A Los Angeles, il commence à composer des chansons sur des arrangements mêlant le son montuno et le cha-cha-cha cubains et les genres musicaux d’Afrique, du soukous au semba angolais ou à la kizomba. En 1990, le chanteur crée son groupe, Makina Loca, une formation multiculturelle composée de musiciens sud-américains, africains et américains.

Un big band auquel s’est joint un guitariste congolais (Kinshasa) de légende, Papá Noel, âgé aujourd’hui de plus de 90 ans et toujours aussi performant et facétieux, né dans le bouillon d’une musique cubaine très populaire en Afrique, dans les années 30.

A en croire Ricardo, la salsa et la musique cubaine n’ont jamais quitté l’Afrique depuis les années 30 et triomphent dans certaines boîtes de nuit, comme au « Black&White » de Kinshasa. « Une grande partie de l’Afrique a longtemps vibré aux accents de la musique cubaine, explique Ricardo. « Prenez Youssou Ndour, Manu Dibango, tous les grands musiciens africains se sont réappropriés le son montuno de Cuba, et la rumba congolaise si célèbre en est issue ».

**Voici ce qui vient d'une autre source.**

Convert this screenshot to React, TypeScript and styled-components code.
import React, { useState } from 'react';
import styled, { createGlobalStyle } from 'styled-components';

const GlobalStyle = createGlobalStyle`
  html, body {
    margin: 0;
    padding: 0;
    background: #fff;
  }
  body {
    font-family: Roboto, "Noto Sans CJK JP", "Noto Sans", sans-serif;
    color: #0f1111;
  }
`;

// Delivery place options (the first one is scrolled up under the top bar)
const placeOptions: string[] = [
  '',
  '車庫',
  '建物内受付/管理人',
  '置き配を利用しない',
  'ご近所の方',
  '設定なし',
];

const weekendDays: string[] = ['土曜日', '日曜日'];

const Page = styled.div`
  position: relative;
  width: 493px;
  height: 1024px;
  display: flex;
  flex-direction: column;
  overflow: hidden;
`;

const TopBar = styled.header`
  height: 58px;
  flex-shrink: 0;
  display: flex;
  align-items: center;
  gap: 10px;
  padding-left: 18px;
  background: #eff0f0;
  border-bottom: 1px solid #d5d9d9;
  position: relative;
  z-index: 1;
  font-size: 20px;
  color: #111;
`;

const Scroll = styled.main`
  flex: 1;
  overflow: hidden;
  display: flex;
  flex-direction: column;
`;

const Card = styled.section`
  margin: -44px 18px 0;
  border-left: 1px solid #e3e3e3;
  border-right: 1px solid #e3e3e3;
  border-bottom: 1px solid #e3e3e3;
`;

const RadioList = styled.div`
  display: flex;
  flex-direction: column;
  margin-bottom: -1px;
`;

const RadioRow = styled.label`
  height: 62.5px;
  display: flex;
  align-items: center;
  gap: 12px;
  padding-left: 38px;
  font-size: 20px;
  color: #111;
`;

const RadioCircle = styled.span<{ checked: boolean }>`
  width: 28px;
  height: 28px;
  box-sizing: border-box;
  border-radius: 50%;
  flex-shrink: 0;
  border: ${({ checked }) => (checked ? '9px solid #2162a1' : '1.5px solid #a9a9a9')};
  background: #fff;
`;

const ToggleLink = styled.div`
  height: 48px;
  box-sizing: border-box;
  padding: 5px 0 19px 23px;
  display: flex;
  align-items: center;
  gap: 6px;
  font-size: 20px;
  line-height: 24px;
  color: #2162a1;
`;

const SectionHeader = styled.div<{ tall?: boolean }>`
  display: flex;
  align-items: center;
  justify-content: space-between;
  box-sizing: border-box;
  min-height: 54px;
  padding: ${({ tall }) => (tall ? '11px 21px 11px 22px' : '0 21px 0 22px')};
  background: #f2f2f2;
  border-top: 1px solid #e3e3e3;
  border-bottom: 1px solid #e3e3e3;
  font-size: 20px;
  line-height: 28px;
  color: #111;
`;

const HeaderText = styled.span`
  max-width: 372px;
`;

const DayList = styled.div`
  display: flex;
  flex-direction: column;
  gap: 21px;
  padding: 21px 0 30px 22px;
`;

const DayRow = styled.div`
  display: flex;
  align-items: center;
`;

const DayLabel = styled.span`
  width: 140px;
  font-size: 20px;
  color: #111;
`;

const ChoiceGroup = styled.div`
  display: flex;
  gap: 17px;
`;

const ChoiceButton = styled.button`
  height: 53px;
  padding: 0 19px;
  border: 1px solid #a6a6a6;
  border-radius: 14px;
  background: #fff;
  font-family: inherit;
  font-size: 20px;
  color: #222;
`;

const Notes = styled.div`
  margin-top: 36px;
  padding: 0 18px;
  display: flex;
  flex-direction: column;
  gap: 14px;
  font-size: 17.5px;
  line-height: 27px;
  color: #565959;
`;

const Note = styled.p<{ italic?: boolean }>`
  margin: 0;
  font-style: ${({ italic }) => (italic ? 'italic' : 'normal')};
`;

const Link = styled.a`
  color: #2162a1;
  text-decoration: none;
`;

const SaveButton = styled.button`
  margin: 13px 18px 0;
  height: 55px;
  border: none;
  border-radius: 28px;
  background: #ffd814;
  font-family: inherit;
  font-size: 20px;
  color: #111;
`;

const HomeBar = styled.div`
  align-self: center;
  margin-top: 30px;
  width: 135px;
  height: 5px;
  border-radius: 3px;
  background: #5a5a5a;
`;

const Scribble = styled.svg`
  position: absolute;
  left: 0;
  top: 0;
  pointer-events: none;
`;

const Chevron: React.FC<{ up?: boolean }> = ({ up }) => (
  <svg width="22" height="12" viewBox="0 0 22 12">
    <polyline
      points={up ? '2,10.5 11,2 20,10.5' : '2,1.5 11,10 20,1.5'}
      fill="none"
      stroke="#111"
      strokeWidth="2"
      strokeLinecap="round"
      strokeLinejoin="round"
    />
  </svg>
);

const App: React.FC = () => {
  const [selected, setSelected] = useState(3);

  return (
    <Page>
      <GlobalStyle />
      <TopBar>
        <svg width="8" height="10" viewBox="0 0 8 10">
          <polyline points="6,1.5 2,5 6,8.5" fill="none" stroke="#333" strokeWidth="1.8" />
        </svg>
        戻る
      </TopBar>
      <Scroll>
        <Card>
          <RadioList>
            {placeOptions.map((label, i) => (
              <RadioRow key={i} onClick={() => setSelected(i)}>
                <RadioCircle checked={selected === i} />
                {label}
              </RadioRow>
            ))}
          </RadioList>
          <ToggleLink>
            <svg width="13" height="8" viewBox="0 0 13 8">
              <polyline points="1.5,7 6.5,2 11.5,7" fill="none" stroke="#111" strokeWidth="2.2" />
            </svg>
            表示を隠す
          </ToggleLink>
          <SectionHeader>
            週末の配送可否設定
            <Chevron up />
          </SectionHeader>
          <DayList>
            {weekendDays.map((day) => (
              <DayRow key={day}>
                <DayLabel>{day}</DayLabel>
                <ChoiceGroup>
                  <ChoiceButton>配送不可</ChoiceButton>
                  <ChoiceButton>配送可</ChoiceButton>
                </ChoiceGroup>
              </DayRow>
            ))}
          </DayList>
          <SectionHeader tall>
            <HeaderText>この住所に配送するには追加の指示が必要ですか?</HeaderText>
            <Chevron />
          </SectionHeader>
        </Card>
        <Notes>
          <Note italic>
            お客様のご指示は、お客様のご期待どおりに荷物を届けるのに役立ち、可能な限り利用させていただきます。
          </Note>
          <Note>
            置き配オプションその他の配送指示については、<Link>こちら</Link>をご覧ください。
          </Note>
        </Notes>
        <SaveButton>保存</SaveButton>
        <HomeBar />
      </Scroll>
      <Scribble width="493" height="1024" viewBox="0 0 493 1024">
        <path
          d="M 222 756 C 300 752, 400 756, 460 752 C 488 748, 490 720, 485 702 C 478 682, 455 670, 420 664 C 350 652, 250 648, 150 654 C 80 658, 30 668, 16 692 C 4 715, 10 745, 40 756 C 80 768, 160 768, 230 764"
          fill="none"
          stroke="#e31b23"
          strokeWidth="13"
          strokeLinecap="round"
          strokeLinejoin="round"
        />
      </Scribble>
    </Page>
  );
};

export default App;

Comment ne pas songer au cours de l’Histoire qui a permis, à des siècles de distance, que les rythmes africains apportés par les esclaves à Cuba reviennent, métissés de sons et d’instruments hispaniques, faire vibrer les nouvelles générations africaines sur la terre originelle? Lemvo ne fait pas de politique dans ses chansons. C’est de l’amour et de la vie qu’il veut parler de sa voix chaude et enveloppante. Mais dès que résonnent les premiers accents de la musique, les vibrations des congas, l’Afrique s’impose avec une joyeuse évidence. Et le public chaloupe sous les étoiles.